17 High-Probability Lower Bounds

For bandits in this section, we assume $\Delta_i\le 1$.

There is no randomness in the $E[R_n]$ of stochastic bandit. However, we could define a random pseudo-regret $\bar R_n=\sum T_i(n)\Delta_i$. And we say a policy is reasonable if for any bandit $v$ it holds that $R_n(\pi,v)\le B\sqrt{(k-1)n}$.

Then we have the theorem of high probability lower bound: \[ P(\bar R_n\ge \frac{1}{4}\min(n,\frac{1}{B}\sqrt{(k-1)n}\log\frac{1}{4\delta}))\ge \delta \] The proof is similar to the minimax lower bound, where we first set a bandit with $\mu=(\Delta,0,\dots)$, then choose a $i$ with minimum $E[T_i]$, followed by a bandit with $\mu_i'\leftarrow 2\Delta$, bounded using bandit divergence.

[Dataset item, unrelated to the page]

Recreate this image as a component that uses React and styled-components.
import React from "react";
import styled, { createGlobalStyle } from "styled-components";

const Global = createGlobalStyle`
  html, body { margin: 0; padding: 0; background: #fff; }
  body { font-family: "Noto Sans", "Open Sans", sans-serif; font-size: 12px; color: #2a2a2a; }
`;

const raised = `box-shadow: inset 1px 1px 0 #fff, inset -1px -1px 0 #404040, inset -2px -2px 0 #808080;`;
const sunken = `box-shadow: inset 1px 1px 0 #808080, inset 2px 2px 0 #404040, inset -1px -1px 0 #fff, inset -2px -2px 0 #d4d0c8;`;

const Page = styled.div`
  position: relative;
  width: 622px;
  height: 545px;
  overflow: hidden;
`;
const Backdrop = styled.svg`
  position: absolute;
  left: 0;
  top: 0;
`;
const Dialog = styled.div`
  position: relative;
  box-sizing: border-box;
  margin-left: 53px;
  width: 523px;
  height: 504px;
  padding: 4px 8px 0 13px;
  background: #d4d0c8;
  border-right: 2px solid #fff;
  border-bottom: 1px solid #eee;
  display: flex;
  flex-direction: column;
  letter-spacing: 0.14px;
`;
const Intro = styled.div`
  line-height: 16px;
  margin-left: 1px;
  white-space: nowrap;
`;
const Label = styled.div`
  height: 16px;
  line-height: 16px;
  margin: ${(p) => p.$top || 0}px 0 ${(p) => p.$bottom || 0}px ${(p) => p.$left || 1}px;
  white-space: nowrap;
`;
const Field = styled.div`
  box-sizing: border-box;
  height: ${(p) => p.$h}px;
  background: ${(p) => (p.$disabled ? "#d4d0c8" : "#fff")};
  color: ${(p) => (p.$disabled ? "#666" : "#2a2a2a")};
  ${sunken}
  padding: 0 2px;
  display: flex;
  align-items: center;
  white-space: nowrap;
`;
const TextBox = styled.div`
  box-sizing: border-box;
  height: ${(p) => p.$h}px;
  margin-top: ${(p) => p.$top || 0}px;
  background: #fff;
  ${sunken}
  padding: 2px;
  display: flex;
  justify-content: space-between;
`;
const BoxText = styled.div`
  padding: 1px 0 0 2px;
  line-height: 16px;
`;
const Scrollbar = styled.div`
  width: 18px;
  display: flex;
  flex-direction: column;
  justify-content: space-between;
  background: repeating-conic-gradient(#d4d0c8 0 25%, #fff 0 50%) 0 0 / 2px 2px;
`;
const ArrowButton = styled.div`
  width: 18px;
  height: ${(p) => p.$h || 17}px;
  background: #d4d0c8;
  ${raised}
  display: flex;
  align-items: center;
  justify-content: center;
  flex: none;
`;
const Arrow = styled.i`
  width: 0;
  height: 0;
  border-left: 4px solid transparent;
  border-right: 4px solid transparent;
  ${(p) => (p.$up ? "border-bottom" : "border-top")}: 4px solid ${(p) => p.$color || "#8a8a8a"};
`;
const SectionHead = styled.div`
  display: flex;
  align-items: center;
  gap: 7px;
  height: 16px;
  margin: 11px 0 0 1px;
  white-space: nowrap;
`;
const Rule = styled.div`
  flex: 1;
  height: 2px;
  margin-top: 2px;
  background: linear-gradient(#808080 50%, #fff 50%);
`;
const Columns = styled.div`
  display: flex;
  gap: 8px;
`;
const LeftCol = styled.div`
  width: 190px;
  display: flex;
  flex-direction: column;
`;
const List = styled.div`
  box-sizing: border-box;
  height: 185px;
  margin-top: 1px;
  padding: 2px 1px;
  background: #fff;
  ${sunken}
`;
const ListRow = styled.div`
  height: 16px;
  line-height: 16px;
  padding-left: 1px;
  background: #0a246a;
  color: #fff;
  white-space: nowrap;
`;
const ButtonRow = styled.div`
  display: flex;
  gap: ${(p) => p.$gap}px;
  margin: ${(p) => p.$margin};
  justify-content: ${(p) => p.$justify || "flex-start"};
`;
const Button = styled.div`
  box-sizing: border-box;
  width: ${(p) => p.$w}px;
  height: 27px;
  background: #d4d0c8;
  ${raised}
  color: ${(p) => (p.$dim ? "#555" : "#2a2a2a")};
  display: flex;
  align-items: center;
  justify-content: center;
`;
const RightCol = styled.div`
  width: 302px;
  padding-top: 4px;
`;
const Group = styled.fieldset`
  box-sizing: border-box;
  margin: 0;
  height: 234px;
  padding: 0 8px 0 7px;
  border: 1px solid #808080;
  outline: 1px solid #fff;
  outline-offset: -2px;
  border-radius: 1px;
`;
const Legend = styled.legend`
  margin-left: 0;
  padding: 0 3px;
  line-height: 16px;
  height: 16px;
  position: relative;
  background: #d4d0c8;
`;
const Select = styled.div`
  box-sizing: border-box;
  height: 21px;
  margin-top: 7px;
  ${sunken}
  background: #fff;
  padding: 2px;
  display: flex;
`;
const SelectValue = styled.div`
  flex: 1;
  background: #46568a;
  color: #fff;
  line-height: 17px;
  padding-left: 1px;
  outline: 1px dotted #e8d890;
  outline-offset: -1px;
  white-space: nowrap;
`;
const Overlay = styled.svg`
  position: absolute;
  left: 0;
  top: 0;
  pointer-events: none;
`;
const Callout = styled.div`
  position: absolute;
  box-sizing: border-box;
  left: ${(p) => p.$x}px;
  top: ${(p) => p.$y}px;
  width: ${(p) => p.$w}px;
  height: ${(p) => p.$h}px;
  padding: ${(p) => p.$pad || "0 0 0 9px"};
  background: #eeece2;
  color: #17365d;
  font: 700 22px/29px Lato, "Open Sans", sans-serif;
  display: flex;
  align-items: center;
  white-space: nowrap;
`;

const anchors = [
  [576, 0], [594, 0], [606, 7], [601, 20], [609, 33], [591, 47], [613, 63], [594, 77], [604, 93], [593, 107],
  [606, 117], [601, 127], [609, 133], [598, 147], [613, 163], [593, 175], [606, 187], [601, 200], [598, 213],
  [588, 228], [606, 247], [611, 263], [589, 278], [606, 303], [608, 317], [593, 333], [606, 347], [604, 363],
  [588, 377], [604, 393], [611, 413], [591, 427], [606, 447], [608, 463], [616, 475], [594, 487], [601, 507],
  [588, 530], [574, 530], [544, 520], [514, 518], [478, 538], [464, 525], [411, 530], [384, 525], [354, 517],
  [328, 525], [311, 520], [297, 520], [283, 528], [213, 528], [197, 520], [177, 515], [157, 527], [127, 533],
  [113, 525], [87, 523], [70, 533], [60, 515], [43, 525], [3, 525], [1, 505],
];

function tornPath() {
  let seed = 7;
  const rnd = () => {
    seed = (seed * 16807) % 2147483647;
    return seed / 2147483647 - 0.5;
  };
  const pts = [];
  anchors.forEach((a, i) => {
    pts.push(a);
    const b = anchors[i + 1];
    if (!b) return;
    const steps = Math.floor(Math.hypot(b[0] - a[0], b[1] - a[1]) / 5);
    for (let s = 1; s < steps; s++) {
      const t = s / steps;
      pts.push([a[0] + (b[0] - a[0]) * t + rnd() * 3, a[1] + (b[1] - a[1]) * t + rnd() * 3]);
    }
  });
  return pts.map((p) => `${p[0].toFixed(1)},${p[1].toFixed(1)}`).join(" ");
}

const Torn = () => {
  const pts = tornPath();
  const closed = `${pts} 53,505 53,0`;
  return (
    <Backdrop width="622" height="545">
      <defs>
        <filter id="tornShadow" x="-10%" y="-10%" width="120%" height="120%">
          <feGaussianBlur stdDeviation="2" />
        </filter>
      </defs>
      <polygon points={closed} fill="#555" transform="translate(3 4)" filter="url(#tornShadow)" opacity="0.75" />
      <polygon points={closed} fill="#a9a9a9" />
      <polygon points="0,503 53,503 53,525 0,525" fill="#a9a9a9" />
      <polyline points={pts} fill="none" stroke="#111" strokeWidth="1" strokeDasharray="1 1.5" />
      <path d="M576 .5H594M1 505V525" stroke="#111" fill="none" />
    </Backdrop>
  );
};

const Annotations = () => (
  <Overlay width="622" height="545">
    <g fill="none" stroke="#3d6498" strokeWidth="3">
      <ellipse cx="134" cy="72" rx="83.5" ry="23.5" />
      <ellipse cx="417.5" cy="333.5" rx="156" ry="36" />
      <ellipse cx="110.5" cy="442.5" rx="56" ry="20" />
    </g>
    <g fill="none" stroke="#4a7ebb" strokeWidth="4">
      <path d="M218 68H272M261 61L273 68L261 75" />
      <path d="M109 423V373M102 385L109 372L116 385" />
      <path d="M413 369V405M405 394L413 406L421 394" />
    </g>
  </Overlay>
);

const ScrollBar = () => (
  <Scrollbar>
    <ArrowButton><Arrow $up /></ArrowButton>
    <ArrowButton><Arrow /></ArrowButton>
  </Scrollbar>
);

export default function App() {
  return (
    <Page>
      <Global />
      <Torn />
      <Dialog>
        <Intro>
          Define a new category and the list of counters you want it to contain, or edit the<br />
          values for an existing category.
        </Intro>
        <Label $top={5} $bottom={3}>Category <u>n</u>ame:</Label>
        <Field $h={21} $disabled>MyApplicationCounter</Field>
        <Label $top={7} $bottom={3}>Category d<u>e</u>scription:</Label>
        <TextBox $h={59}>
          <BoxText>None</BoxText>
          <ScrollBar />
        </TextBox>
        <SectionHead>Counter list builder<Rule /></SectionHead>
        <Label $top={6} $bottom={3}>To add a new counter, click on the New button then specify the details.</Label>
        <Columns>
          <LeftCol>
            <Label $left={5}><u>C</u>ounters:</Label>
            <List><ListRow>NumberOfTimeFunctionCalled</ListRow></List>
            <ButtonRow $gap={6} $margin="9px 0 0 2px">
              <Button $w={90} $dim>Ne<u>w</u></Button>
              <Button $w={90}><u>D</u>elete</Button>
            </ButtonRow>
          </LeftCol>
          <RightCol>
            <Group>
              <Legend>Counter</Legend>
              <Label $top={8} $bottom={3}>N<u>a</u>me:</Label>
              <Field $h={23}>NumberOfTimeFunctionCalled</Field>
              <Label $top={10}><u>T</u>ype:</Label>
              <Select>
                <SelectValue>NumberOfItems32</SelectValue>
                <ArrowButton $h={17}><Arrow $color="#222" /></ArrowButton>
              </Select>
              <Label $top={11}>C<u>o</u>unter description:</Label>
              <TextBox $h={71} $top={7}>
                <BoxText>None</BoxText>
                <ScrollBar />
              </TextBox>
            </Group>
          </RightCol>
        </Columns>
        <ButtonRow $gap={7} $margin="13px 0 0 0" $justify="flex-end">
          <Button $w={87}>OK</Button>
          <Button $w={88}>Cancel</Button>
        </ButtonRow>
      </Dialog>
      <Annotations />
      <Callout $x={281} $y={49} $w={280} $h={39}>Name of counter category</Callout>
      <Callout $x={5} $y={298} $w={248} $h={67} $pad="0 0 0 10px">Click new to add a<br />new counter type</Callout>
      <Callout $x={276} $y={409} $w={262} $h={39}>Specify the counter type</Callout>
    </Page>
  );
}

In detail, as the policy is reasonable, $E[T_i(n)]\le \frac{B}{\Delta}\sqrt{\frac{n}{k-1}}$. Then, \[ P(\bar R_n\ge \frac{\Delta n}{2})+P'(\bar R'_n\ge \frac{\Delta n}{2})\\ \ge P(T_i\ge \frac{n}{2})+P'(T_i<\frac{n}{2})\\\ge \frac{1}{2}\exp(-D(P|P'))\ge \frac{1}{2}\exp(-2B\Delta \sqrt{\frac{n}{k-1}}) \] Simply tuning $\Delta$ brings us the result.